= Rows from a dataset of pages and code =
____

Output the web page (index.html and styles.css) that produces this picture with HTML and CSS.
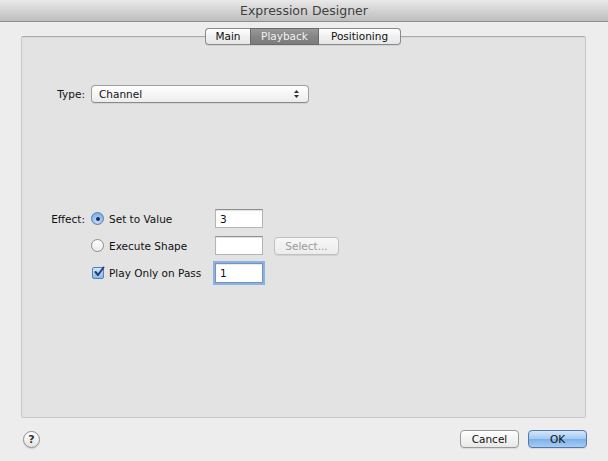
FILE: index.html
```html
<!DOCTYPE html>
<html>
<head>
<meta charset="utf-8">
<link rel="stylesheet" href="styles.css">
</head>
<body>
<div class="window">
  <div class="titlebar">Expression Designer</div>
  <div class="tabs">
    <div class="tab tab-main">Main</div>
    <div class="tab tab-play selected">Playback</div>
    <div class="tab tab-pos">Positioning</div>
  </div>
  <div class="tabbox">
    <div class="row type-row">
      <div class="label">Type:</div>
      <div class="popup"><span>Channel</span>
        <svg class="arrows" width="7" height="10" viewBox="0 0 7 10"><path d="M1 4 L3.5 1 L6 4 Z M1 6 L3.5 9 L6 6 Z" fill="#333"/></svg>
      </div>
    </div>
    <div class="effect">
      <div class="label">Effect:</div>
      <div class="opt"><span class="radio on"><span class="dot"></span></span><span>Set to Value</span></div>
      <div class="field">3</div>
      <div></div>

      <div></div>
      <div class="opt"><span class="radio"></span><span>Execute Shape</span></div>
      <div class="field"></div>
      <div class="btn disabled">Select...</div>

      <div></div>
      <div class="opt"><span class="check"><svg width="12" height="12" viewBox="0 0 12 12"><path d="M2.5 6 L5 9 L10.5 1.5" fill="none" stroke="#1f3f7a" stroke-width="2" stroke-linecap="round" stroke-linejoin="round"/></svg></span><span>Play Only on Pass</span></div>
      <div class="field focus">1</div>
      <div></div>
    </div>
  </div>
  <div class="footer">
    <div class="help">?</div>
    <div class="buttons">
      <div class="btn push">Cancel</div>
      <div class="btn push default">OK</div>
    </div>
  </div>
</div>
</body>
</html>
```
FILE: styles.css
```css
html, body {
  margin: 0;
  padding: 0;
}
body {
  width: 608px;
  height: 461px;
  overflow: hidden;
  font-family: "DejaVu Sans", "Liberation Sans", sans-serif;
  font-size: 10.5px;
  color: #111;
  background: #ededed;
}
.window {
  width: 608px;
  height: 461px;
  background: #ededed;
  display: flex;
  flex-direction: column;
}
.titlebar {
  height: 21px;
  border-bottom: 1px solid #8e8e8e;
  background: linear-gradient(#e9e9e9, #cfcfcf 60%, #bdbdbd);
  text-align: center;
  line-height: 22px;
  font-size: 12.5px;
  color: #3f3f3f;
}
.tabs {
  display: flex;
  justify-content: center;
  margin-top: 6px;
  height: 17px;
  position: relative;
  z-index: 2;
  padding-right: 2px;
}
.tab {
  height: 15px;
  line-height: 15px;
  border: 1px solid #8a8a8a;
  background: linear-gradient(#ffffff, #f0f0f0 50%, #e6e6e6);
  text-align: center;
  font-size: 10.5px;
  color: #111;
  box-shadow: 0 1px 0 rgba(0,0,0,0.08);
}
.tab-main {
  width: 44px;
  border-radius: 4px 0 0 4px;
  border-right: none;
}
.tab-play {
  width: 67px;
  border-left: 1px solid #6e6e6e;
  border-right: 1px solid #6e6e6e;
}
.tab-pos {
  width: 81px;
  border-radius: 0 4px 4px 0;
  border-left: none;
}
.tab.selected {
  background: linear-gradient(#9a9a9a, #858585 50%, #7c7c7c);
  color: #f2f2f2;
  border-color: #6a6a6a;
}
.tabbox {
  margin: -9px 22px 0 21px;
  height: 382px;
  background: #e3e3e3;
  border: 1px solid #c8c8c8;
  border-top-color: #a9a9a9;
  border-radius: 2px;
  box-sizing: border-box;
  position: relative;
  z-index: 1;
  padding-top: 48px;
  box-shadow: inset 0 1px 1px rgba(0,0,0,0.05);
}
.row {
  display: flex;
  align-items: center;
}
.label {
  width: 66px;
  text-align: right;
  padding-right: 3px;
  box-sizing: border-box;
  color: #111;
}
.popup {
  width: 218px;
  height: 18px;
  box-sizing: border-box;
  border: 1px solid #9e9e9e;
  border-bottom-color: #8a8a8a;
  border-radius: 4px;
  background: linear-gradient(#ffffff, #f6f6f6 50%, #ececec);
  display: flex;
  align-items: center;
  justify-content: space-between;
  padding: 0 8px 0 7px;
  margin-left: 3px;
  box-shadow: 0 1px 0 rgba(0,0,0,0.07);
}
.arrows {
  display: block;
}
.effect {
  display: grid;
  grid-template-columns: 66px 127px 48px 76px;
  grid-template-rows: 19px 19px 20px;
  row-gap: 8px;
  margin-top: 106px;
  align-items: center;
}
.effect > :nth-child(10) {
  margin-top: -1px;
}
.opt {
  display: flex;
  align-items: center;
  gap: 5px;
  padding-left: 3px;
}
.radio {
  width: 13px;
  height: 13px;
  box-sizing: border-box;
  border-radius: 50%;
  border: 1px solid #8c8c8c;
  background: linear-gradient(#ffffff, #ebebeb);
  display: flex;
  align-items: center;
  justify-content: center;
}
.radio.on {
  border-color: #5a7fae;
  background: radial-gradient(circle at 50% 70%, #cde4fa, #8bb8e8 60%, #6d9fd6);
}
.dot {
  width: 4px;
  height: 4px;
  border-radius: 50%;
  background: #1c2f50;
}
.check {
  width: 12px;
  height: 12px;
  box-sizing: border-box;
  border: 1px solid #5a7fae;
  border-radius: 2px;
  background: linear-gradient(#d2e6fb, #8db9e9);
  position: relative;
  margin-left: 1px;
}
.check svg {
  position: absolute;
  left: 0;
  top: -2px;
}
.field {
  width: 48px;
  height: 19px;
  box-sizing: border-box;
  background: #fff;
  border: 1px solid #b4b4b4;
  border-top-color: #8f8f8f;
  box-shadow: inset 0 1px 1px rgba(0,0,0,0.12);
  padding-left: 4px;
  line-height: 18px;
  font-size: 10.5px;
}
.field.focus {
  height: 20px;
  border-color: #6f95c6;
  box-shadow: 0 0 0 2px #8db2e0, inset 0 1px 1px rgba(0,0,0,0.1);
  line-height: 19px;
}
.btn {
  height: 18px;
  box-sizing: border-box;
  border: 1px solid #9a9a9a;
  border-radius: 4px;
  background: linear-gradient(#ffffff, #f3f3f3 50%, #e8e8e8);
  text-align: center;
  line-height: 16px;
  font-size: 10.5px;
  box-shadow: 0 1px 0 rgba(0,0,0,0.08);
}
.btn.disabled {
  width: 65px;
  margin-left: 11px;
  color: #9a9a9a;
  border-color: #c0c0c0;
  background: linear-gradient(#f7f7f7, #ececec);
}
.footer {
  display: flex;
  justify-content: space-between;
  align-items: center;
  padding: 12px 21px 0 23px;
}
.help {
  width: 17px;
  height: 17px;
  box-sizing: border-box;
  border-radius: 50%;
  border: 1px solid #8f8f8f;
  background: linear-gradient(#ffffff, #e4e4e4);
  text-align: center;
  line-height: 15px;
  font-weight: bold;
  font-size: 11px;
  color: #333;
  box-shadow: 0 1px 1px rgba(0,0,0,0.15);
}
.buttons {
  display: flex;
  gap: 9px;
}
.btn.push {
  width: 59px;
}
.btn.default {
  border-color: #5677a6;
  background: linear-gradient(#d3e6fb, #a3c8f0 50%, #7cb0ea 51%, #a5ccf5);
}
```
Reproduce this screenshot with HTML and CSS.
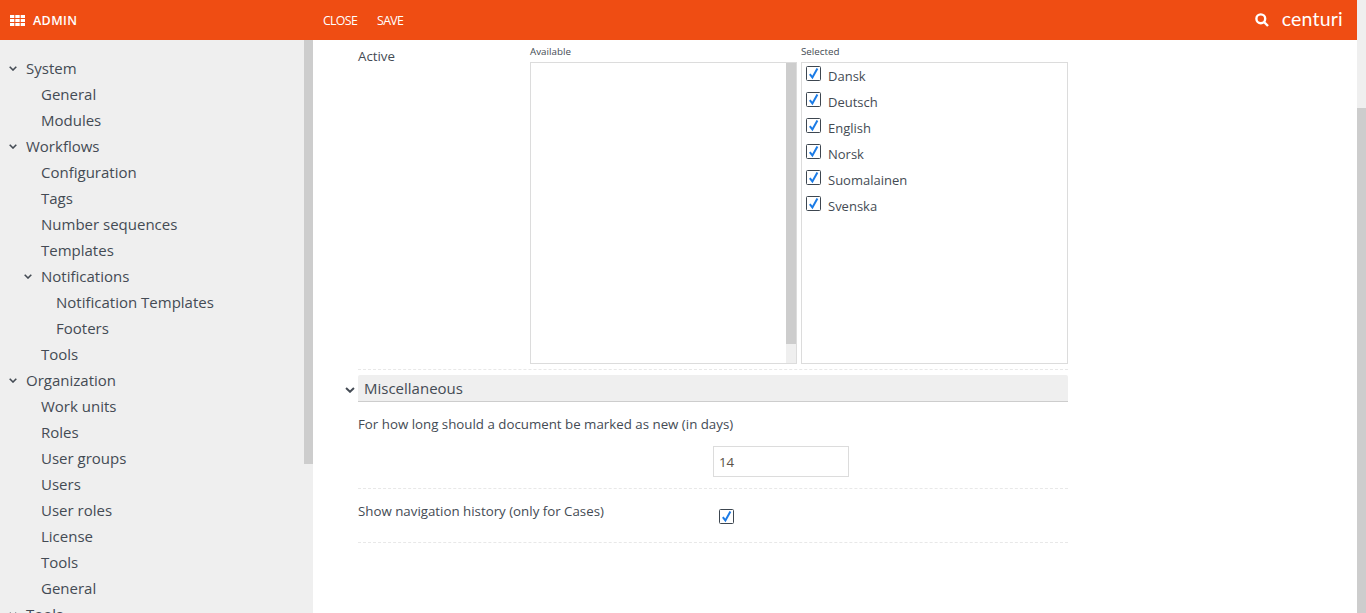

____

= Do this =
Give the entries again word for word, but skip the pictures.

= Correct result =
Output the web page (index.html and styles.css) that produces this picture with HTML and CSS.
FILE: index.html
```html
<!DOCTYPE html>
<html>
<head>
<meta charset="utf-8">
<link rel="stylesheet" href="styles.css">
</head>
<body>
<div class="window">
  <div class="titlebar">Expression Designer</div>
  <div class="tabs">
    <div class="tab tab-main">Main</div>
    <div class="tab tab-play selected">Playback</div>
    <div class="tab tab-pos">Positioning</div>
  </div>
  <div class="tabbox">
    <div class="row type-row">
      <div class="label">Type:</div>
      <div class="popup"><span>Channel</span>
        <svg class="arrows" width="7" height="10" viewBox="0 0 7 10"><path d="M1 4 L3.5 1 L6 4 Z M1 6 L3.5 9 L6 6 Z" fill="#333"/></svg>
      </div>
    </div>
    <div class="effect">
      <div class="label">Effect:</div>
      <div class="opt"><span class="radio on"><span class="dot"></span></span><span>Set to Value</span></div>
      <div class="field">3</div>
      <div></div>

      <div></div>
      <div class="opt"><span class="radio"></span><span>Execute Shape</span></div>
      <div class="field"></div>
      <div class="btn disabled">Select...</div>

      <div></div>
      <div class="opt"><span class="check"><svg width="12" height="12" viewBox="0 0 12 12"><path d="M2.5 6 L5 9 L10.5 1.5" fill="none" stroke="#1f3f7a" stroke-width="2" stroke-linecap="round" stroke-linejoin="round"/></svg></span><span>Play Only on Pass</span></div>
      <div class="field focus">1</div>
      <div></div>
    </div>
  </div>
  <div class="footer">
    <div class="help">?</div>
    <div class="buttons">
      <div class="btn push">Cancel</div>
      <div class="btn push default">OK</div>
    </div>
  </div>
</div>
</body>
</html>
```
FILE: styles.css
```css
html, body {
  margin: 0;
  padding: 0;
}
body {
  width: 608px;
  height: 461px;
  overflow: hidden;
  font-family: "DejaVu Sans", "Liberation Sans", sans-serif;
  font-size: 10.5px;
  color: #111;
  background: #ededed;
}
.window {
  width: 608px;
  height: 461px;
  background: #ededed;
  display: flex;
  flex-direction: column;
}
.titlebar {
  height: 21px;
  border-bottom: 1px solid #8e8e8e;
  background: linear-gradient(#e9e9e9, #cfcfcf 60%, #bdbdbd);
  text-align: center;
  line-height: 22px;
  font-size: 12.5px;
  color: #3f3f3f;
}
.tabs {
  display: flex;
  justify-content: center;
  margin-top: 6px;
  height: 17px;
  position: relative;
  z-index: 2;
  padding-right: 2px;
}
.tab {
  height: 15px;
  line-height: 15px;
  border: 1px solid #8a8a8a;
  background: linear-gradient(#ffffff, #f0f0f0 50%, #e6e6e6);
  text-align: center;
  font-size: 10.5px;
  color: #111;
  box-shadow: 0 1px 0 rgba(0,0,0,0.08);
}
.tab-main {
  width: 44px;
  border-radius: 4px 0 0 4px;
  border-right: none;
}
.tab-play {
  width: 67px;
  border-left: 1px solid #6e6e6e;
  border-right: 1px solid #6e6e6e;
}
.tab-pos {
  width: 81px;
  border-radius: 0 4px 4px 0;
  border-left: none;
}
.tab.selected {
  background: linear-gradient(#9a9a9a, #858585 50%, #7c7c7c);
  color: #f2f2f2;
  border-color: #6a6a6a;
}
.tabbox {
  margin: -9px 22px 0 21px;
  height: 382px;
  background: #e3e3e3;
  border: 1px solid #c8c8c8;
  border-top-color: #a9a9a9;
  border-radius: 2px;
  box-sizing: border-box;
  position: relative;
  z-index: 1;
  padding-top: 48px;
  box-shadow: inset 0 1px 1px rgba(0,0,0,0.05);
}
.row {
  display: flex;
  align-items: center;
}
.label {
  width: 66px;
  text-align: right;
  padding-right: 3px;
  box-sizing: border-box;
  color: #111;
}
.popup {
  width: 218px;
  height: 18px;
  box-sizing: border-box;
  border: 1px solid #9e9e9e;
  border-bottom-color: #8a8a8a;
  border-radius: 4px;
  background: linear-gradient(#ffffff, #f6f6f6 50%, #ececec);
  display: flex;
  align-items: center;
  justify-content: space-between;
  padding: 0 8px 0 7px;
  margin-left: 3px;
  box-shadow: 0 1px 0 rgba(0,0,0,0.07);
}
.arrows {
  display: block;
}
.effect {
  display: grid;
  grid-template-columns: 66px 127px 48px 76px;
  grid-template-rows: 19px 19px 20px;
  row-gap: 8px;
  margin-top: 106px;
  align-items: center;
}
.effect > :nth-child(10) {
  margin-top: -1px;
}
.opt {
  display: flex;
  align-items: center;
  gap: 5px;
  padding-left: 3px;
}
.radio {
  width: 13px;
  height: 13px;
  box-sizing: border-box;
  border-radius: 50%;
  border: 1px solid #8c8c8c;
  background: linear-gradient(#ffffff, #ebebeb);
  display: flex;
  align-items: center;
  justify-content: center;
}
.radio.on {
  border-color: #5a7fae;
  background: radial-gradient(circle at 50% 70%, #cde4fa, #8bb8e8 60%, #6d9fd6);
}
.dot {
  width: 4px;
  height: 4px;
  border-radius: 50%;
  background: #1c2f50;
}
.check {
  width: 12px;
  height: 12px;
  box-sizing: border-box;
  border: 1px solid #5a7fae;
  border-radius: 2px;
  background: linear-gradient(#d2e6fb, #8db9e9);
  position: relative;
  margin-left: 1px;
}
.check svg {
  position: absolute;
  left: 0;
  top: -2px;
}
.field {
  width: 48px;
  height: 19px;
  box-sizing: border-box;
  background: #fff;
  border: 1px solid #b4b4b4;
  border-top-color: #8f8f8f;
  box-shadow: inset 0 1px 1px rgba(0,0,0,0.12);
  padding-left: 4px;
  line-height: 18px;
  font-size: 10.5px;
}
.field.focus {
  height: 20px;
  border-color: #6f95c6;
  box-shadow: 0 0 0 2px #8db2e0, inset 0 1px 1px rgba(0,0,0,0.1);
  line-height: 19px;
}
.btn {
  height: 18px;
  box-sizing: border-box;
  border: 1px solid #9a9a9a;
  border-radius: 4px;
  background: linear-gradient(#ffffff, #f3f3f3 50%, #e8e8e8);
  text-align: center;
  line-height: 16px;
  font-size: 10.5px;
  box-shadow: 0 1px 0 rgba(0,0,0,0.08);
}
.btn.disabled {
  width: 65px;
  margin-left: 11px;
  color: #9a9a9a;
  border-color: #c0c0c0;
  background: linear-gradient(#f7f7f7, #ececec);
}
.footer {
  display: flex;
  justify-content: space-between;
  align-items: center;
  padding: 12px 21px 0 23px;
}
.help {
  width: 17px;
  height: 17px;
  box-sizing: border-box;
  border-radius: 50%;
  border: 1px solid #8f8f8f;
  background: linear-gradient(#ffffff, #e4e4e4);
  text-align: center;
  line-height: 15px;
  font-weight: bold;
  font-size: 11px;
  color: #333;
  box-shadow: 0 1px 1px rgba(0,0,0,0.15);
}
.buttons {
  display: flex;
  gap: 9px;
}
.btn.push {
  width: 59px;
}
.btn.default {
  border-color: #5677a6;
  background: linear-gradient(#d3e6fb, #a3c8f0 50%, #7cb0ea 51%, #a5ccf5);
}
```
Reproduce this screenshot with HTML and CSS.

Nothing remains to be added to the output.